- **OBJECTIVE**: For each line in the data below that holds "index", return a copy.

──────── PROVIDED MATERIAL ────────

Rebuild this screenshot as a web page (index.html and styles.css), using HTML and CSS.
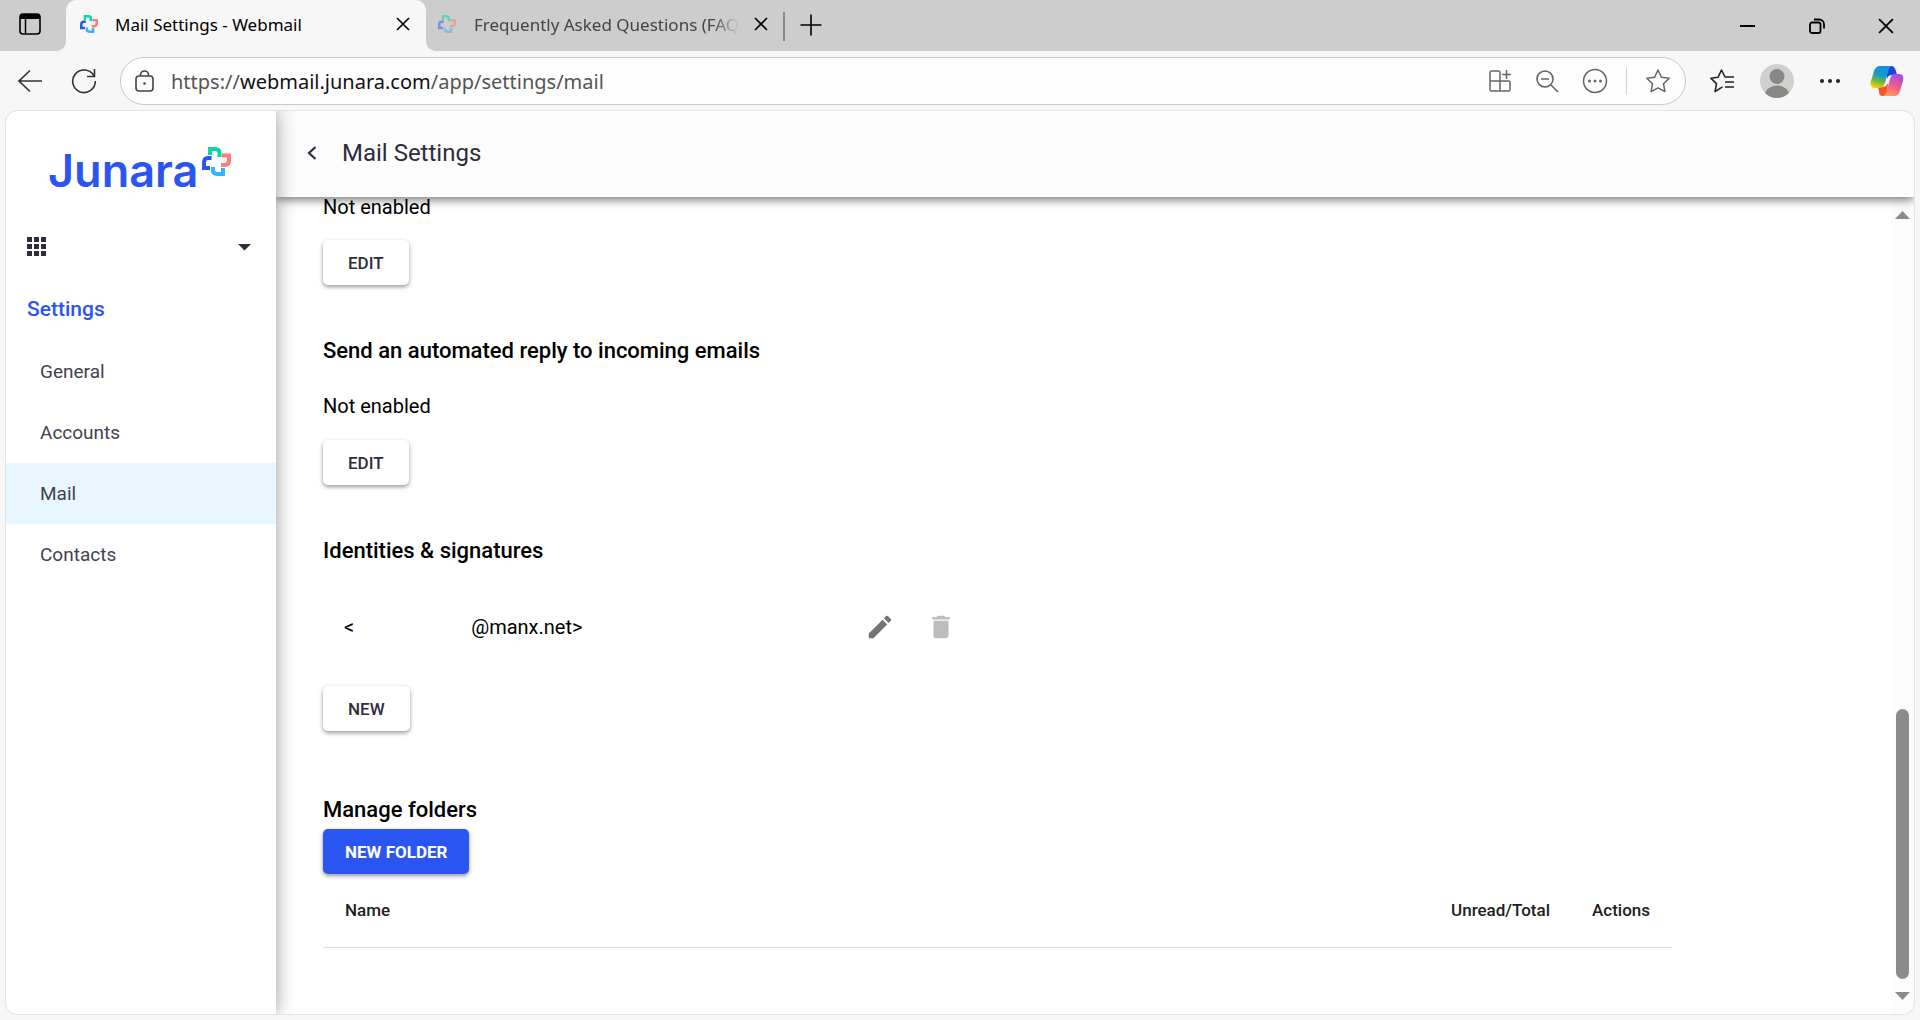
FILE: index.html
```html
<!DOCTYPE html>
<html lang="en">
<head>
  <meta charset="utf-8">
  <title>Mail Settings - Webmail</title>
  <link rel="stylesheet" href="styles.css">
</head>
<body>
  <svg class="sprite" aria-hidden="true">
    <symbol id="cross" viewBox="0 0 29 29">
      <g fill="none" stroke-width="4">
        <path stroke="#06d6a0" d="M8 8V2h5c3 0 4.500 1.500 4.500 4v4"/>
        <path stroke="#ff7b7b" d="M20 8.500h7v4.500c0 3.500-1.500 5-4 5h-4"/>
        <path stroke="#2fb4ff" d="M21 21v6h-5c-3.500 0-5-1.500-5-4v-3"/>
        <path stroke="#2b55f3" d="M8 21H2v-5c0-3.500 1.500-5 4-5h3.500"/>
      </g>
    </symbol>
    <symbol id="x" viewBox="0 0 14 14">
      <path fill="none" stroke="currentColor" stroke-width="1.6" d="M1 1l12 12M13 1L1 13"/>
    </symbol>
    <symbol id="star" viewBox="0 0 26 26">
      <path fill="none" stroke="currentColor" stroke-width="1.5" stroke-linejoin="round" d="M13 2l3.4 7.2 7.8 1-5.700 5.500 1.400 7.900L13 19.800l-6.900 3.800 1.400-7.900L1.800 10.200l7.800-1z"/>
    </symbol>
  </svg>

  <div class="tab-bar">
    <button class="icon-btn workspaces" aria-label="Tab actions">
      <svg width="22" height="22" viewBox="0 0 22 22"><rect x="1" y="1" width="20" height="20" rx="3" fill="none" stroke="#000" stroke-width="1.600"/><path d="M1 6V4a3 3 0 0 1 3-3h14a3 3 0 0 1 3 3v2z"/><path d="M6.500 6v15" stroke="#000" stroke-width="1.500"/></svg>
    </button>
    <div class="tab active">
      <svg class="favicon"><use href="#cross"/></svg>
      <span class="tab-title">Mail Settings - Webmail</span>
      <button class="icon-btn" aria-label="Close tab"><svg width="14" height="14"><use href="#x"/></svg></button>
    </div>
    <div class="tab inactive">
      <svg class="favicon"><use href="#cross"/></svg>
      <span class="tab-title">Frequently Asked Questions (FAQ)</span>
      <button class="icon-btn" aria-label="Close tab"><svg width="14" height="14"><use href="#x"/></svg></button>
    </div>
    <button class="icon-btn new-tab" aria-label="New tab">
      <svg width="22" height="22" viewBox="0 0 22 22"><path d="M11 0.500v21M0.500 11h21" stroke="#000" stroke-width="1.600"/></svg>
    </button>
    <div class="window-controls">
      <button class="icon-btn" aria-label="Minimize"><svg width="16" height="16"><path d="M0 8h15" stroke="#000" stroke-width="2"/></svg></button>
      <button class="icon-btn" aria-label="Restore"><svg width="16" height="16" fill="none" stroke="#000" stroke-width="1.800"><rect x="1" y="4.500" width="10.500" height="10.500" rx="2"/><path d="M5 1.500h5a5 5 0 0 1 5 5v4"/></svg></button>
      <button class="icon-btn" aria-label="Close"><svg width="16" height="16"><use href="#x"/></svg></button>
    </div>
  </div>

  <div class="toolbar">
    <button class="icon-btn" aria-label="Back">
      <svg width="24" height="24" viewBox="0 0 24 24" fill="none" stroke="#333" stroke-width="1.600"><path d="M24 12H1M12 1.500L1 12l11 10.500"/></svg>
    </button>
    <button class="icon-btn" aria-label="Refresh">
      <svg width="26" height="26" viewBox="0 0 26 26" fill="none" stroke="#333" stroke-width="1.600"><path d="M23 8A11.300 11.300 0 1 0 24.300 13M23.500 1v7.500H16"/></svg>
    </button>
    <div class="address-bar">
      <svg width="20" height="22" viewBox="0 0 20 22" fill="none" stroke="#444" stroke-width="1.600"><rect x="1" y="6" width="17" height="15" rx="3"/><path d="M5.500 6V5a4 4 0 0 1 8 0v1"/><circle cx="9.500" cy="13.500" r="1.300" fill="#444" stroke="none"/></svg>
      <div class="url"><span>https://</span><b>webmail.junara.com</b><span>/app/settings/mail</span></div>
      <div class="address-icons">
        <button class="icon-btn" aria-label="Apps">
          <svg width="24" height="24" viewBox="0 0 24 24" fill="none" stroke="currentColor" stroke-width="1.500"><path d="M12 12H2V3.500A1.500 1.500 0 0 1 3.500 2h7A1.500 1.500 0 0 1 12 3.500zM2 12v8.500A1.500 1.500 0 0 0 3.500 22h17a1.500 1.500 0 0 0 1.500-1.500v-7a1.500 1.500 0 0 0-1.500-1.500H12v10M18.500 1v9M14 5.500h9"/></svg>
        </button>
        <button class="icon-btn" aria-label="Zoom out">
          <svg width="24" height="24" viewBox="0 0 24 24" fill="none" stroke="currentColor" stroke-width="1.600"><circle cx="10" cy="10" r="8"/><path d="M6 10h8M16 16l7 7"/></svg>
        </button>
        <button class="icon-btn" aria-label="Site options">
          <svg width="26" height="26" viewBox="0 0 26 26"><circle cx="13" cy="13" r="11.500" fill="none" stroke="currentColor" stroke-width="1.500"/><g fill="currentColor"><circle cx="7.500" cy="13" r="1.500"/><circle cx="13" cy="13" r="1.500"/><circle cx="18.500" cy="13" r="1.500"/></g></svg>
        </button>
        <span class="divider"></span>
        <button class="icon-btn" aria-label="Add to favorites"><svg width="26" height="26"><use href="#star"/></svg></button>
      </div>
    </div>
    <div class="toolbar-icons">
      <button class="icon-btn" aria-label="Favorites">
        <svg width="26" height="26" viewBox="0 0 26 26" fill="none" stroke="#222" stroke-width="1.600" stroke-linejoin="round"><path d="M13.500 18.800l-7.400 4.800 1.400-7.900L1.800 10.200l7.300-1L12.500 2l3.600 7H23M16 9h9M16 14h9M16 19h9"/></svg>
      </button>
      <button class="icon-btn" aria-label="Profile">
        <svg width="34" height="34" viewBox="0 0 34 34"><clipPath id="face"><circle cx="17" cy="17" r="17"/></clipPath><g clip-path="url(#face)"><path fill="#d2d0ce" d="M0 0h34v34H0z"/><circle cx="17" cy="12.500" r="7.500" fill="#8a8886"/><ellipse cx="17" cy="31" rx="12" ry="9.500" fill="#8a8886"/></g></svg>
      </button>
      <button class="icon-btn" aria-label="Menu">
        <svg width="22" height="22" viewBox="0 0 22 22" fill="#222"><circle cx="3" cy="11" r="2"/><circle cx="11" cy="11" r="2"/><circle cx="19" cy="11" r="2"/></svg>
      </button>
      <button class="icon-btn copilot" aria-label="Copilot">
        <svg width="34" height="32" viewBox="0 0 34 32">
          <defs>
            <linearGradient id="cool" x1="0.600" y1="0" x2="0.300" y2="1"><stop offset="0" stop-color="#1a8cec"/><stop offset="0.400" stop-color="#1499c9"/><stop offset="0.700" stop-color="#6fb83f"/><stop offset="1" stop-color="#ffd000"/></linearGradient>
            <linearGradient id="warm" x1="0.700" y1="0" x2="0.300" y2="1"><stop offset="0" stop-color="#a14be8"/><stop offset="0.500" stop-color="#f2588f"/><stop offset="1" stop-color="#ff9a5a"/></linearGradient>
          </defs>
          <path fill="#1b48d8" d="M17 1h4c3 0 4 2 5 5l1 4h-5c-3 0-4 1-5 4z"/>
          <path fill="#f3562f" d="M17 31h-4c-3 0-4-2-4-5l-1-4h4c3 0 4-1 6-4z"/>
          <path fill="url(#cool)" d="M10 1h12c-2 1-3 2-4 6l-3 11c-1 3-3 5-6 5H5c-4 0-5-3-4-7l3-10c1-3 3-5 6-5z"/>
          <path fill="url(#warm)" d="M24 9h5c4 0 5 3 4 7l-3 10c-1 3-3 5-6 5H13c2-1 3-2 4-6l3-11c1-3 2-5 4-5z"/>
        </svg>
      </button>
    </div>
  </div>

  <div class="page">
    <aside class="sidebar">
      <a class="logo" href="#"><span>Junara</span><svg width="29" height="29"><use href="#cross"/></svg></a>
      <button class="app-switcher" aria-label="Switch app">
        <svg width="20" height="20" fill="#2d2d3d"><path d="M0 0h5v5H0zM7 0h5v5H7zM14 0h5v5h-5zM0 7h5v5H0zM7 7h5v5H7zM14 7h5v5h-5zM0 14h5v5H0zM7 14h5v5H7zM14 14h5v5h-5z"/></svg>
        <svg width="13" height="7" fill="#2d2d3d"><path d="M0 0h13L6.500 6.500z"/></svg>
      </button>
      <h2>Settings</h2>
      <nav>
        <a href="#">General</a>
        <a href="#">Accounts</a>
        <a href="#" class="selected">Mail</a>
        <a href="#">Contacts</a>
      </nav>
    </aside>

    <main class="main">
      <header class="page-header">
        <button class="icon-btn" aria-label="Back to settings"><svg width="10" height="14" viewBox="0 0 10 14" fill="none" stroke="#2d2d3d" stroke-width="2.200"><path d="M8.500 1L2 7l6.500 6"/></svg></button>
        <h1>Mail Settings</h1>
      </header>
      <div class="scroll-area">
        <div class="content">
          <section>
            <p>Not enabled</p>
            <button class="btn">EDIT</button>
          </section>
          <section>
            <h3>Send an automated reply to incoming emails</h3>
            <p>Not enabled</p>
            <button class="btn">EDIT</button>
          </section>
          <section class="identities">
            <h3>Identities &amp; signatures</h3>
            <div class="identity">
              <span class="bracket">&lt;</span>
              <span class="domain">@manx.net&gt;</span>
              <button class="icon-btn" aria-label="Edit identity"><svg width="30" height="30" viewBox="0 0 24 24" fill="#757575"><path d="M3 17.250V21h3.750L17.810 9.940l-3.750-3.750L3 17.250zM20.710 7.040a1 1 0 0 0 0-1.410l-2.340-2.340a1 1 0 0 0-1.410 0l-1.830 1.830 3.750 3.750 1.830-1.830z"/></svg></button>
              <button class="icon-btn" aria-label="Delete identity" disabled><svg width="30" height="30" viewBox="0 0 24 24" fill="#bdbdbd"><path d="M6 19c0 1.100.9 2 2 2h8c1.100 0 2-.9 2-2V7H6v12zM19 4h-3.500l-1-1h-5l-1 1H5v2h14V4z"/></svg></button>
            </div>
            <button class="btn">NEW</button>
          </section>
          <section>
            <h3>Manage folders</h3>
            <button class="btn primary">NEW FOLDER</button>
            <table class="folders">
              <thead>
                <tr><th class="name">Name</th><th>Unread/Total</th><th>Actions</th></tr>
              </thead>
            </table>
          </section>
        </div>
        <div class="scrollbar" aria-hidden="true">
          <svg width="15" height="8"><path d="M0 8h15L7.500 0z"/></svg>
          <div class="track"><div class="thumb"></div></div>
          <svg width="15" height="8"><path d="M0 0h15L7.500 8z"/></svg>
        </div>
      </div>
    </main>
  </div>
</body>
</html>
```
FILE: styles.css
```css
* { box-sizing: border-box; }
body { margin: 0; height: 100vh; display: flex; flex-direction: column; background: #f7f7f7; font-family: Roboto, sans-serif; color: #000; overflow: hidden; }
h1, h2, h3, p { margin: 0; }
a { color: inherit; text-decoration: none; }
svg { display: block; flex: none; }
.sprite { position: absolute; width: 0; height: 0; }
.icon-btn { display: flex; align-items: center; justify-content: center; flex: none; padding: 0; border: none; background: none; color: inherit; cursor: pointer; }

/* browser tabs */
.tab-bar { display: flex; height: 51px; background: #cdcdcd; font-family: "Noto Sans", "Open Sans", sans-serif; font-size: 17px; }
.workspaces { width: 60px; margin-right: 6px; padding-bottom: 3px; }
.tab { display: flex; align-items: center; height: 51px; padding-bottom: 3px; }
.tab .icon-btn { width: 24px; height: 24px; }
.tab-title { flex: 1; white-space: nowrap; overflow: hidden; }
.favicon { width: 18px; height: 18px; }
.active { position: relative; width: 360px; padding-left: 14px; padding-right: 11px; background: #f7f7f7; border-radius: 10px 10px 0 0; }
.active .favicon, .inactive .favicon { margin-right: 17px; }
.active::before, .active::after { content: ""; position: absolute; bottom: 0; width: 10px; height: 10px; }
.active::before { left: -10px; background: radial-gradient(circle at 0 0, #cdcdcd 10px, #f7f7f7 10px); }
.active::after { right: -10px; background: radial-gradient(circle at 100% 0, #cdcdcd 10px, #f7f7f7 10px); }
.inactive { width: 347px; padding-left: 12px; color: #444; }
.inactive .favicon { opacity: 0.5; margin-right: 18px; }
.inactive .tab-title { mask-image: linear-gradient(to right, #000 90%, transparent); }
.inactive .icon-btn { margin: 0 0 0 10px; color: #000; }
.new-tab { margin: 12px 0 10px 10px; padding: 0 0 4px 15px; border-left: 2px solid #888; }
.window-controls { display: flex; margin-left: auto; }
.window-controls .icon-btn { width: 69px; }

/* address row */
.toolbar { display: flex; align-items: center; height: 60px; padding: 0 16px 0 18px; }
.toolbar > .icon-btn { margin-right: 29px; }
.toolbar > .icon-btn + .icon-btn { margin-right: 23px; }
.address-bar { display: flex; flex: 1; align-items: center; height: 48px; padding: 0 14px; border: 1px solid #c8c8c8; border-radius: 24px; background: #fdfdfd; }
.url { flex: 1; margin-left: 16px; font-family: "Noto Sans", "Open Sans", sans-serif; font-size: 20px; color: #555; }
.url b { font-weight: 400; color: #111; }
.address-icons { display: flex; align-items: center; gap: 23px; color: #666; }
.divider { width: 1px; height: 28px; margin: 0 -5px; background: #d0d0d0; }
.toolbar-icons { display: flex; align-items: center; gap: 25px; margin-left: 23px; }
.copilot { margin-left: 4px; }

/* web page */
.page { display: flex; flex: 1; min-height: 0; margin: 0 6px 6px; border-radius: 12px; background: #fff; box-shadow: 0 0 0 1px #e3e3e3; overflow: hidden; }
.sidebar { width: 270px; background: #fff; box-shadow: 0 0 18px rgba(0, 0, 0, 0.4); z-index: 2; }
.logo { display: flex; align-items: flex-start; padding: 36px 0 0 42px; color: #2b55f3; }
.logo span { font-family: Inter, sans-serif; font-size: 45px; font-weight: 600; line-height: 48px; }
.logo svg { margin-left: 4px; }
.app-switcher { display: flex; align-items: center; justify-content: space-between; width: 100%; height: 60px; margin-top: 22px; padding: 0 25px 0 21px; border: none; background: none; cursor: pointer; }
.sidebar h2 { padding: 20px 21px; font-size: 21px; font-weight: 500; line-height: 24px; color: #2b55f3; }
.sidebar nav a { display: flex; align-items: center; height: 61px; padding-left: 34px; font-size: 19px; color: #42424f; }
.sidebar nav .selected { background: #e8f6ff; }

.main { display: flex; flex: 1; flex-direction: column; min-width: 0; }
.page-header { display: flex; align-items: center; flex: none; height: 86px; padding: 0 0 2px 31px; background: #fcfcfc; box-shadow: 0 2px 10px rgba(0, 0, 0, 0.6); z-index: 1; }
.page-header h1 { margin-left: 25px; font-size: 24px; font-weight: 400; line-height: 32px; color: #2d2d3d; }
.scroll-area { display: flex; flex: 1; min-height: 0; }
.content { flex: 1; max-height: 100%; padding: 0 219px 0 47px; overflow: hidden; }
.content section { margin-bottom: 52px; }
.content .identities { margin-bottom: 65px; }
.content p { padding-bottom: 22px; font-size: 20px; line-height: 24px; }
.content section:first-child p { padding-bottom: 23px; line-height: 20px; }
.content h3 { font-size: 22px; font-weight: 500; line-height: 28px; }
.content h3 + p { padding-top: 29px; }
.btn { display: block; height: 45px; padding: 0 25px; border: none; border-radius: 5px; background: #fff; box-shadow: 0 2px 4px rgba(0, 0, 0, 0.4); font-family: inherit; font-size: 17px; font-weight: 500; color: #2d2d3d; cursor: pointer; }
.primary { margin-top: 5px; padding: 0 22px; background: #2b55f3; font-weight: 700; color: #fff; }
.identity { display: flex; align-items: center; gap: 31px; max-width: 633px; height: 72px; margin: 26px 0 23px; padding-left: 21px; font-size: 20px; }
.domain { flex: 1; margin-left: 86px; }
.folders { width: 100%; border-collapse: collapse; }
.folders th { height: 73px; padding: 0 0 0 42px; border-bottom: 1px solid #dedede; text-align: left; font-size: 17px; font-weight: 500; color: #212121; }
.folders .name { width: 100%; padding-left: 22px; }
.folders th:last-child { padding-right: 22px; }

.scrollbar { display: flex; flex-direction: column; align-items: center; width: 23px; padding: 14px 1px 14px 0; background: #fcfcfc; fill: #8b8b8b; }
.track { display: flex; flex: 1; align-items: flex-end; padding-bottom: 13px; }
.thumb { width: 13px; height: 270px; border-radius: 7px; background: #8b8b8b; }
```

────────

- **EXERCISE RESPONSE**:
Rebuild this screenshot as a web page (index.html and styles.css), using HTML and CSS.
FILE: index.html
.sidebar { width: 270px; background: #fff; box-shadow: 0 0 18px rgba(0, 0, 0, 0.4); z-index: 2; }
.page-header { display: flex; align-items: center; flex: none; height: 86px; padding: 0 0 2px 31px; background: #fcfcfc; box-shadow: 0 2px 10px rgba(0, 0, 0, 0.6); z-index: 1; }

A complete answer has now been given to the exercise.